> _Set problem_: Transcribe the material exactly. Images do not belong in the copy.

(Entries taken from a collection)
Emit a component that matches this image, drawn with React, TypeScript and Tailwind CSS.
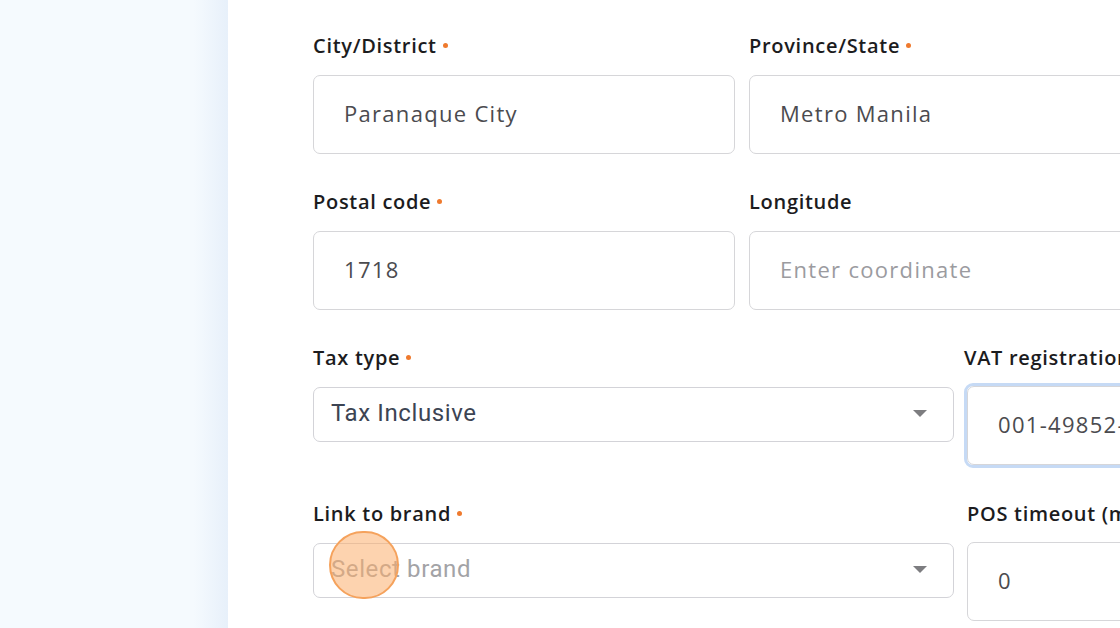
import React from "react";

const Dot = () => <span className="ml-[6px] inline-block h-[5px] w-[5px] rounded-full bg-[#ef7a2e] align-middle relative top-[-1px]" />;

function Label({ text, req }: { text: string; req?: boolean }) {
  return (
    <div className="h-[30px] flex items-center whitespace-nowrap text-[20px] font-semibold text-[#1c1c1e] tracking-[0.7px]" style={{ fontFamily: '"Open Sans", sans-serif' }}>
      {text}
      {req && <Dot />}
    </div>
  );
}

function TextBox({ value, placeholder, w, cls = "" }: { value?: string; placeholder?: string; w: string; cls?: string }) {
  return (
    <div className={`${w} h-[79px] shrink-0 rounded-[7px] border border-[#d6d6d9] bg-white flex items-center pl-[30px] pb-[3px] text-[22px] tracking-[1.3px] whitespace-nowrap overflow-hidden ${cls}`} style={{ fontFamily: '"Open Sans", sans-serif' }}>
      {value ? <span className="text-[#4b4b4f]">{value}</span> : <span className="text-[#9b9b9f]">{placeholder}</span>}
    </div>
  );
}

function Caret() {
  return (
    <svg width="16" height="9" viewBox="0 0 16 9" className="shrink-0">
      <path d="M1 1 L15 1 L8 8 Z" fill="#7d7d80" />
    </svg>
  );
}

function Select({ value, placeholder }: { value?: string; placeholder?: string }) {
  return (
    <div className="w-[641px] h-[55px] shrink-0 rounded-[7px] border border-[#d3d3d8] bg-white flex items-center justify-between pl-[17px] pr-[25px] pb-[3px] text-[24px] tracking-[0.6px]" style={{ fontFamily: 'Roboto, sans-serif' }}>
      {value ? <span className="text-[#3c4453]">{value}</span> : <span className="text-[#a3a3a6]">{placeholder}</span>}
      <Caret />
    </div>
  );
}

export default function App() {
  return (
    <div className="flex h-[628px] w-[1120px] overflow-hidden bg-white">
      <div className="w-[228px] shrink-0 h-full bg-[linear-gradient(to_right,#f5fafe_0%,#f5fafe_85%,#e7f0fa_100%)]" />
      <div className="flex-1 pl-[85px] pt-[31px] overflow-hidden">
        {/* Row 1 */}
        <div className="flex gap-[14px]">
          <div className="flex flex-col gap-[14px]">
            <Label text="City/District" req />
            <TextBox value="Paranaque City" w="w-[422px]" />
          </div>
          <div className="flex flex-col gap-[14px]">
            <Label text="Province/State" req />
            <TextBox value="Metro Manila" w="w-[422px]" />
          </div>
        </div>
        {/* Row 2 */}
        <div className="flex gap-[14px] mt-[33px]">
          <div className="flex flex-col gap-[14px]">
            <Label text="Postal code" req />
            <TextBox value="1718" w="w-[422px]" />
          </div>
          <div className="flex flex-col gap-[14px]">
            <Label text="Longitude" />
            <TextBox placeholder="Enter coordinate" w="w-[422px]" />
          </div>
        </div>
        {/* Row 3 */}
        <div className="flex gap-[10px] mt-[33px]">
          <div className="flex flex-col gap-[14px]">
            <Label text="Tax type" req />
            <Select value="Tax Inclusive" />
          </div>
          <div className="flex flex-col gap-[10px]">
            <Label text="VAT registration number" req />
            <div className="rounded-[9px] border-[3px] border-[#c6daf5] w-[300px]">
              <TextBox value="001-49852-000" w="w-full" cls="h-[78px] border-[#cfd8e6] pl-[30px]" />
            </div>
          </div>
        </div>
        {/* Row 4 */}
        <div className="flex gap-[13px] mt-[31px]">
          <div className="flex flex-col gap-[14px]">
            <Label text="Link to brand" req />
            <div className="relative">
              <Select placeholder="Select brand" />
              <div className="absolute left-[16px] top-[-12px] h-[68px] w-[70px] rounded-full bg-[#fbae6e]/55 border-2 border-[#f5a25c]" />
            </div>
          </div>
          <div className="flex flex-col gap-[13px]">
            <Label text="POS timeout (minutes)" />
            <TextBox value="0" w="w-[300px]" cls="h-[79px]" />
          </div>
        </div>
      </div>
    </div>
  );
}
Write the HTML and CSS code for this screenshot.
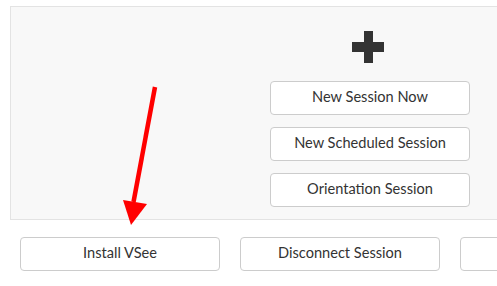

> _Output of the exercise_:
Emit a component that matches this image, drawn with React, TypeScript and Tailwind CSS.
import React from "react";

const Dot = () => <span className="ml-[6px] inline-block h-[5px] w-[5px] rounded-full bg-[#ef7a2e] align-middle relative top-[-1px]" />;

function Label({ text, req }: { text: string; req?: boolean }) {
  return (
    <div className="h-[30px] flex items-center whitespace-nowrap text-[20px] font-semibold text-[#1c1c1e] tracking-[0.7px]" style={{ fontFamily: '"Open Sans", sans-serif' }}>
      {text}
      {req && <Dot />}
    </div>
  );
}

function TextBox({ value, placeholder, w, cls = "" }: { value?: string; placeholder?: string; w: string; cls?: string }) {
  return (
    <div className={`${w} h-[79px] shrink-0 rounded-[7px] border border-[#d6d6d9] bg-white flex items-center pl-[30px] pb-[3px] text-[22px] tracking-[1.3px] whitespace-nowrap overflow-hidden ${cls}`} style={{ fontFamily: '"Open Sans", sans-serif' }}>
      {value ? <span className="text-[#4b4b4f]">{value}</span> : <span className="text-[#9b9b9f]">{placeholder}</span>}
    </div>
  );
}

function Caret() {
  return (
    <svg width="16" height="9" viewBox="0 0 16 9" className="shrink-0">
      <path d="M1 1 L15 1 L8 8 Z" fill="#7d7d80" />
    </svg>
  );
}

function Select({ value, placeholder }: { value?: string; placeholder?: string }) {
  return (
    <div className="w-[641px] h-[55px] shrink-0 rounded-[7px] border border-[#d3d3d8] bg-white flex items-center justify-between pl-[17px] pr-[25px] pb-[3px] text-[24px] tracking-[0.6px]" style={{ fontFamily: 'Roboto, sans-serif' }}>
      {value ? <span className="text-[#3c4453]">{value}</span> : <span className="text-[#a3a3a6]">{placeholder}</span>}
      <Caret />
    </div>
  );
}

export default function App() {
  return (
    <div className="flex h-[628px] w-[1120px] overflow-hidden bg-white">
      <div className="w-[228px] shrink-0 h-full bg-[linear-gradient(to_right,#f5fafe_0%,#f5fafe_85%,#e7f0fa_100%)]" />
      <div className="flex-1 pl-[85px] pt-[31px] overflow-hidden">
        {/* Row 1 */}
        <div className="flex gap-[14px]">
          <div className="flex flex-col gap-[14px]">
            <Label text="City/District" req />
            <TextBox value="Paranaque City" w="w-[422px]" />
          </div>
          <div className="flex flex-col gap-[14px]">
            <Label text="Province/State" req />
            <TextBox value="Metro Manila" w="w-[422px]" />
          </div>
        </div>
        {/* Row 2 */}
        <div className="flex gap-[14px] mt-[33px]">
          <div className="flex flex-col gap-[14px]">
            <Label text="Postal code" req />
            <TextBox value="1718" w="w-[422px]" />
          </div>
          <div className="flex flex-col gap-[14px]">
            <Label text="Longitude" />
            <TextBox placeholder="Enter coordinate" w="w-[422px]" />
          </div>
        </div>
        {/* Row 3 */}
        <div className="flex gap-[10px] mt-[33px]">
          <div className="flex flex-col gap-[14px]">
            <Label text="Tax type" req />
            <Select value="Tax Inclusive" />
          </div>
          <div className="flex flex-col gap-[10px]">
            <Label text="VAT registration number" req />
            <div className="rounded-[9px] border-[3px] border-[#c6daf5] w-[300px]">
              <TextBox value="001-49852-000" w="w-full" cls="h-[78px] border-[#cfd8e6] pl-[30px]" />
            </div>
          </div>
        </div>
        {/* Row 4 */}
        <div className="flex gap-[13px] mt-[31px]">
          <div className="flex flex-col gap-[14px]">
            <Label text="Link to brand" req />
            <div className="relative">
              <Select placeholder="Select brand" />
              <div className="absolute left-[16px] top-[-12px] h-[68px] w-[70px] rounded-full bg-[#fbae6e]/55 border-2 border-[#f5a25c]" />
            </div>
          </div>
          <div className="flex flex-col gap-[13px]">
            <Label text="POS timeout (minutes)" />
            <TextBox value="0" w="w-[300px]" cls="h-[79px]" />
          </div>
        </div>
      </div>
    </div>
  );
}
Write the HTML and CSS code for this screenshot.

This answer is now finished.